─── GIVEN DATA

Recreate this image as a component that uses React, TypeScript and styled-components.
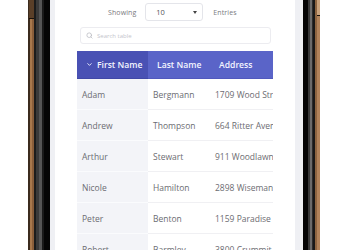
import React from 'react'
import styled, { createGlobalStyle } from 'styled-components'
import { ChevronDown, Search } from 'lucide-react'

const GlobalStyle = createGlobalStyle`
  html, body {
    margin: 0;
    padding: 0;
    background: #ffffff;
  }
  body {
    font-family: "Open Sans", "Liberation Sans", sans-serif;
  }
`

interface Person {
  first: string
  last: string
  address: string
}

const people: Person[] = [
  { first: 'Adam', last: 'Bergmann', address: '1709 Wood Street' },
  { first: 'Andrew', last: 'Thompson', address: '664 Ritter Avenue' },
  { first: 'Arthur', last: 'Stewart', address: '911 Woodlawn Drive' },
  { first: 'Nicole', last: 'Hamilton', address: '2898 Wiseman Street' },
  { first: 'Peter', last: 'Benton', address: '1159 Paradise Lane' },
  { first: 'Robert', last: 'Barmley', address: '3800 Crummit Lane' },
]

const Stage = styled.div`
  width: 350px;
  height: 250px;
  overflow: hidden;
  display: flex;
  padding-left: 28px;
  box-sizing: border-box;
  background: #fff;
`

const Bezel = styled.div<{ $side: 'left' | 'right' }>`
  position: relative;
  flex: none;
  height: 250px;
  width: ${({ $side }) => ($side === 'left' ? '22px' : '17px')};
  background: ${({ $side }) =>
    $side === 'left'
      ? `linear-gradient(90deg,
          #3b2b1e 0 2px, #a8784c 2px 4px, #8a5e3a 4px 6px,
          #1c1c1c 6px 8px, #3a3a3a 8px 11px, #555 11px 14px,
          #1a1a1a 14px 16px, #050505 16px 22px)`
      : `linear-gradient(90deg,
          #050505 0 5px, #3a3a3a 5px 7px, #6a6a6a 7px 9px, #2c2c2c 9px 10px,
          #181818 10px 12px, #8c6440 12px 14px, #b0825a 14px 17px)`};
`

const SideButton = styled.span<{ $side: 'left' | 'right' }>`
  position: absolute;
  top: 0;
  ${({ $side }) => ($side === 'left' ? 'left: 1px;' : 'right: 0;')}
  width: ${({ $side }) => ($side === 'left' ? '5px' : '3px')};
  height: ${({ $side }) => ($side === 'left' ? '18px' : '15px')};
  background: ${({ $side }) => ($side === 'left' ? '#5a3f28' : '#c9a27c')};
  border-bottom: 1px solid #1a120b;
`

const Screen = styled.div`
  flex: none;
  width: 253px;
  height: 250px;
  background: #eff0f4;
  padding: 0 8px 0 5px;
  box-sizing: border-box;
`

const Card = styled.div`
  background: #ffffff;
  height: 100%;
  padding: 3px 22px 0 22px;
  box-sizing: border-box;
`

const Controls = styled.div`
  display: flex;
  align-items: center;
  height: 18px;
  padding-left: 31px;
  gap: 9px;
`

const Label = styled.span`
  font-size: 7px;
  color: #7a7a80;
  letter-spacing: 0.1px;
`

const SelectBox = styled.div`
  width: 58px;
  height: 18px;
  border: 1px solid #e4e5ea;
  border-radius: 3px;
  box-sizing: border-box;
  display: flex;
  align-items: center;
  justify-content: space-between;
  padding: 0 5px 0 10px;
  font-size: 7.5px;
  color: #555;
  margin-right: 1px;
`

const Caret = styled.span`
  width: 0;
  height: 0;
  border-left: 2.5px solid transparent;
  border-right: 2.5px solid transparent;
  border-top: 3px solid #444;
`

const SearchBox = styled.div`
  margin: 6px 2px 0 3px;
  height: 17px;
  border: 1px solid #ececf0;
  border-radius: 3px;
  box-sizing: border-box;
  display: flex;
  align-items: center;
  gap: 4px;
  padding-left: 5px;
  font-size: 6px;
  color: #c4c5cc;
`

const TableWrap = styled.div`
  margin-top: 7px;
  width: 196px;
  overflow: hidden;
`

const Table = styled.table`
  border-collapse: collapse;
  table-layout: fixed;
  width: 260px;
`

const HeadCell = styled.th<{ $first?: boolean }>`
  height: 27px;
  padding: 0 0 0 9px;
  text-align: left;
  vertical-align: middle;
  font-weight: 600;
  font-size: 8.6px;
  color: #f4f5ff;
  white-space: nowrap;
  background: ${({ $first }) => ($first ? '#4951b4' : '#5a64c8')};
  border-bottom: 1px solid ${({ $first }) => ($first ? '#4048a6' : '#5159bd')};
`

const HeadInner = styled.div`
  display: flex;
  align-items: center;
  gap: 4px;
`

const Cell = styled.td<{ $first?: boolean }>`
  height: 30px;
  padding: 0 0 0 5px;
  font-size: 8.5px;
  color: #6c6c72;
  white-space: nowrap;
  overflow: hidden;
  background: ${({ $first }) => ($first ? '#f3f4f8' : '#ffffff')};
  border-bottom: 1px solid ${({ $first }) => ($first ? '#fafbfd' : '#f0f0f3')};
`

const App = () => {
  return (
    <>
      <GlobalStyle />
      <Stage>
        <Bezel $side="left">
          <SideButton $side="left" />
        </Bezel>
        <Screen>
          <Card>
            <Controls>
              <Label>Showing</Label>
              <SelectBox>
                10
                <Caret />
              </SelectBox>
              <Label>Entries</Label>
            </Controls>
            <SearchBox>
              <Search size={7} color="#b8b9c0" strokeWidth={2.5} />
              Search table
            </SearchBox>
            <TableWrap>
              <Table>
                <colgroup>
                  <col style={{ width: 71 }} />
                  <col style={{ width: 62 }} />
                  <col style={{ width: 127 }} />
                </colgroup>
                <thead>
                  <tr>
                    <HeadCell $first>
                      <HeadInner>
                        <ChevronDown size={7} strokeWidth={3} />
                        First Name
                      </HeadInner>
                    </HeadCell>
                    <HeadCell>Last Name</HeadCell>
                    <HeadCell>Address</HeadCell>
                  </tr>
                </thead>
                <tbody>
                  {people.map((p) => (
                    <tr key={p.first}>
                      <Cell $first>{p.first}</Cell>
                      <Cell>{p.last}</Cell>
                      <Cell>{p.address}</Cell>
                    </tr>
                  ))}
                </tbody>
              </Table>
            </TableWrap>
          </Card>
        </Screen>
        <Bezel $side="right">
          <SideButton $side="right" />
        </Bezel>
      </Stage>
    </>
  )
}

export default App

──────

**INSTRUCTIONS TO FOLLOW:** Copy the listing exactly. Any image in it stays out of the copy.

**WRITTEN ANSWER:**
Recreate this image as a component that uses React, TypeScript and styled-components.
import React from 'react'
import styled, { createGlobalStyle } from 'styled-components'
import { ChevronDown, Search } from 'lucide-react'

const GlobalStyle = createGlobalStyle`
  html, body {
    margin: 0;
    padding: 0;
    background: #ffffff;
  }
  body {
    font-family: "Open Sans", "Liberation Sans", sans-serif;
  }
`

interface Person {
  first: string
  last: string
  address: string
}

const people: Person[] = [
  { first: 'Adam', last: 'Bergmann', address: '1709 Wood Street' },
  { first: 'Andrew', last: 'Thompson', address: '664 Ritter Avenue' },
  { first: 'Arthur', last: 'Stewart', address: '911 Woodlawn Drive' },
  { first: 'Nicole', last: 'Hamilton', address: '2898 Wiseman Street' },
  { first: 'Peter', last: 'Benton', address: '1159 Paradise Lane' },
  { first: 'Robert', last: 'Barmley', address: '3800 Crummit Lane' },
]

const Stage = styled.div`
  width: 350px;
  height: 250px;
  overflow: hidden;
  display: flex;
  padding-left: 28px;
  box-sizing: border-box;
  background: #fff;
`

const Bezel = styled.div<{ $side: 'left' | 'right' }>`
  position: relative;
  flex: none;
  height: 250px;
  width: ${({ $side }) => ($side === 'left' ? '22px' : '17px')};
  background: ${({ $side }) =>
    $side === 'left'
      ? `linear-gradient(90deg,
          #3b2b1e 0 2px, #a8784c 2px 4px, #8a5e3a 4px 6px,
          #1c1c1c 6px 8px, #3a3a3a 8px 11px, #555 11px 14px,
          #1a1a1a 14px 16px, #050505 16px 22px)`
      : `linear-gradient(90deg,
          #050505 0 5px, #3a3a3a 5px 7px, #6a6a6a 7px 9px, #2c2c2c 9px 10px,
          #181818 10px 12px, #8c6440 12px 14px, #b0825a 14px 17px)`};
`

const SideButton = styled.span<{ $side: 'left' | 'right' }>`
  position: absolute;
  top: 0;
  ${({ $side }) => ($side === 'left' ? 'left: 1px;' : 'right: 0;')}
  width: ${({ $side }) => ($side === 'left' ? '5px' : '3px')};
  height: ${({ $side }) => ($side === 'left' ? '18px' : '15px')};
  background: ${({ $side }) => ($side === 'left' ? '#5a3f28' : '#c9a27c')};
  border-bottom: 1px solid #1a120b;
`

const Screen = styled.div`
  flex: none;
  width: 253px;
  height: 250px;
  background: #eff0f4;
  padding: 0 8px 0 5px;
  box-sizing: border-box;
`

const Card = styled.div`
  background: #ffffff;
  height: 100%;
  padding: 3px 22px 0 22px;
  box-sizing: border-box;
`

const Controls = styled.div`
  display: flex;
  align-items: center;
  height: 18px;
  padding-left: 31px;
  gap: 9px;
`

const Label = styled.span`
  font-size: 7px;
  color: #7a7a80;
  letter-spacing: 0.1px;
`

const SelectBox = styled.div`
  width: 58px;
  height: 18px;
  border: 1px solid #e4e5ea;
  border-radius: 3px;
  box-sizing: border-box;
  display: flex;
  align-items: center;
  justify-content: space-between;
  padding: 0 5px 0 10px;
  font-size: 7.5px;
  color: #555;
  margin-right: 1px;
`

const Caret = styled.span`
  width: 0;
  height: 0;
  border-left: 2.5px solid transparent;
  border-right: 2.5px solid transparent;
  border-top: 3px solid #444;
`

const SearchBox = styled.div`
  margin: 6px 2px 0 3px;
  height: 17px;
  border: 1px solid #ececf0;
  border-radius: 3px;
  box-sizing: border-box;
  display: flex;
  align-items: center;
  gap: 4px;
  padding-left: 5px;
  font-size: 6px;
  color: #c4c5cc;
`

const TableWrap = styled.div`
  margin-top: 7px;
  width: 196px;
  overflow: hidden;
`

const Table = styled.table`
  border-collapse: collapse;
  table-layout: fixed;
  width: 260px;
`

const HeadCell = styled.th<{ $first?: boolean }>`
  height: 27px;
  padding: 0 0 0 9px;
  text-align: left;
  vertical-align: middle;
  font-weight: 600;
  font-size: 8.6px;
  color: #f4f5ff;
  white-space: nowrap;
  background: ${({ $first }) => ($first ? '#4951b4' : '#5a64c8')};
  border-bottom: 1px solid ${({ $first }) => ($first ? '#4048a6' : '#5159bd')};
`

const HeadInner = styled.div`
  display: flex;
  align-items: center;
  gap: 4px;
`

const Cell = styled.td<{ $first?: boolean }>`
  height: 30px;
  padding: 0 0 0 5px;
  font-size: 8.5px;
  color: #6c6c72;
  white-space: nowrap;
  overflow: hidden;
  background: ${({ $first }) => ($first ? '#f3f4f8' : '#ffffff')};
  border-bottom: 1px solid ${({ $first }) => ($first ? '#fafbfd' : '#f0f0f3')};
`

const App = () => {
  return (
    <>
      <GlobalStyle />
      <Stage>
        <Bezel $side="left">
          <SideButton $side="left" />
        </Bezel>
        <Screen>
          <Card>
            <Controls>
              <Label>Showing</Label>
              <SelectBox>
                10
                <Caret />
              </SelectBox>
              <Label>Entries</Label>
            </Controls>
            <SearchBox>
              <Search size={7} color="#b8b9c0" strokeWidth={2.5} />
              Search table
            </SearchBox>
            <TableWrap>
              <Table>
                <colgroup>
                  <col style={{ width: 71 }} />
                  <col style={{ width: 62 }} />
                  <col style={{ width: 127 }} />
                </colgroup>
                <thead>
                  <tr>
                    <HeadCell $first>
                      <HeadInner>
                        <ChevronDown size={7} strokeWidth={3} />
                        First Name
                      </HeadInner>
                    </HeadCell>
                    <HeadCell>Last Name</HeadCell>
                    <HeadCell>Address</HeadCell>
                  </tr>
                </thead>
                <tbody>
                  {people.map((p) => (
                    <tr key={p.first}>
                      <Cell $first>{p.first}</Cell>
                      <Cell>{p.last}</Cell>
                      <Cell>{p.address}</Cell>
                    </tr>
                  ))}
                </tbody>
              </Table>
            </TableWrap>
          </Card>
        </Screen>
        <Bezel $side="right">
          <SideButton $side="right" />
        </Bezel>
      </Stage>
    </>
  )
}

export default App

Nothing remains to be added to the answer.